Map requirements to risks. For each DORA requirement, explain how you are applying it proportionately — and why. "We conduct quarterly resilience tests rather than monthly because our transaction volume and technology stack complexity do not warrant higher frequency" is a proportionate argument. "We don't test because we're small" is not.
Show your investment. Proportionality does not mean minimal effort. Demonstrate that you have invested proportionately — appropriate tooling, trained staff, documented processes, tested capabilities. The NCA is looking for evidence of genuine risk management, not checkbox completion.
Identify what cannot be proportioned. Be explicit about which requirements you apply in full regardless of size — incident reporting timelines, management body responsibility, basic ICT security hygiene — and why.
The Strategic Opportunity
DORA compliance is not purely a cost center for payment institutions. Institutions that build genuine operational resilience — rather than paper compliance — gain competitive advantages in a market where trust is the primary currency.
Payment institution clients — merchants, platforms, banks — increasingly evaluate operational resilience when selecting providers.
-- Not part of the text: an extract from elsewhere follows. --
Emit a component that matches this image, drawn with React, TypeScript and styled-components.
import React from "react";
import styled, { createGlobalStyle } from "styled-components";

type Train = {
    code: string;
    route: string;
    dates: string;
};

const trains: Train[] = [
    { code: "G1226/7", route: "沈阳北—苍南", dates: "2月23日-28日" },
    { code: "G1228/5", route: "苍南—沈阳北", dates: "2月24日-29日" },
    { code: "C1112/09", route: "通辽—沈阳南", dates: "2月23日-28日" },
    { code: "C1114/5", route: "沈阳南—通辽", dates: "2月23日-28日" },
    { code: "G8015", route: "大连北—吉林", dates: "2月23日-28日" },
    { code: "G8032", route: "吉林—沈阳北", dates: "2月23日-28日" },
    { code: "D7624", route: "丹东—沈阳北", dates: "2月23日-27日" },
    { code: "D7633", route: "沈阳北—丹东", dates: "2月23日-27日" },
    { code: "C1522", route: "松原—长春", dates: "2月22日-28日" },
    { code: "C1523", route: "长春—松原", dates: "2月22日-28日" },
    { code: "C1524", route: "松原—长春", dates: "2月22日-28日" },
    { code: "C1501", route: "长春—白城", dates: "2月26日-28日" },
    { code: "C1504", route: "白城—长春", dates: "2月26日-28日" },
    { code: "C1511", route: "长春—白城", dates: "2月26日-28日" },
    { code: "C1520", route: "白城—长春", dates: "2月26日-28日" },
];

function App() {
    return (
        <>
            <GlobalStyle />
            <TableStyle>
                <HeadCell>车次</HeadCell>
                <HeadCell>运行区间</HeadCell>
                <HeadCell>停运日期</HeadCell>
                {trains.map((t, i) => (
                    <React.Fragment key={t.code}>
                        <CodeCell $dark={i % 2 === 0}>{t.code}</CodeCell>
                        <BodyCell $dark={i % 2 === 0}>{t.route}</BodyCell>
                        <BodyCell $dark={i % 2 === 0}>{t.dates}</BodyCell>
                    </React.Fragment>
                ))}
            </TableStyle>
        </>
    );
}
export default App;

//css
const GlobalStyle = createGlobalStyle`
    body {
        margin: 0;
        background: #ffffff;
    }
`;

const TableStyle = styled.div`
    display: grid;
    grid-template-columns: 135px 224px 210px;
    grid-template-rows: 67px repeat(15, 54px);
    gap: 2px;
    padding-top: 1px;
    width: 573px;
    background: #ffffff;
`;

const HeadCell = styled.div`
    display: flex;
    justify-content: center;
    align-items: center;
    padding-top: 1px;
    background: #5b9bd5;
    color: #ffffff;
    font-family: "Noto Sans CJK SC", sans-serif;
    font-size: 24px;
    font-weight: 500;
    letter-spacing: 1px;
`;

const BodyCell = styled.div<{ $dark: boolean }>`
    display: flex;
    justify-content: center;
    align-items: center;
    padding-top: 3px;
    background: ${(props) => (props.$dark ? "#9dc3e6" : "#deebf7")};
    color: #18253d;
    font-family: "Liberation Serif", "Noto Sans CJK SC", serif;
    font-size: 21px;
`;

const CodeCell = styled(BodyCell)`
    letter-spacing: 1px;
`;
A PSP that can demonstrate tested recovery capabilities, documented third-party risk management, and proven incident response processes is a more trustworthy counterparty than one that cannot.
For payment fintechs seeking bank partnerships, institutional clients, or cross-border expansion, DORA compliance demonstrates the operational maturity that larger counterparties require. The proportionality principle allows payment institutions to right-size their compliance investment — but the underlying capabilities are business-grade, not regulatory theater.
The payment institutions that will thrive under DORA are those that view proportionality as a tool for efficient compliance, not a loophole for minimal effort.
This guide reflects DORA Regulation (EU) 2022/2554 and associated RTS/ITS as applicable. Proportionality assessments are indicative; final determination rests with national competent authorities.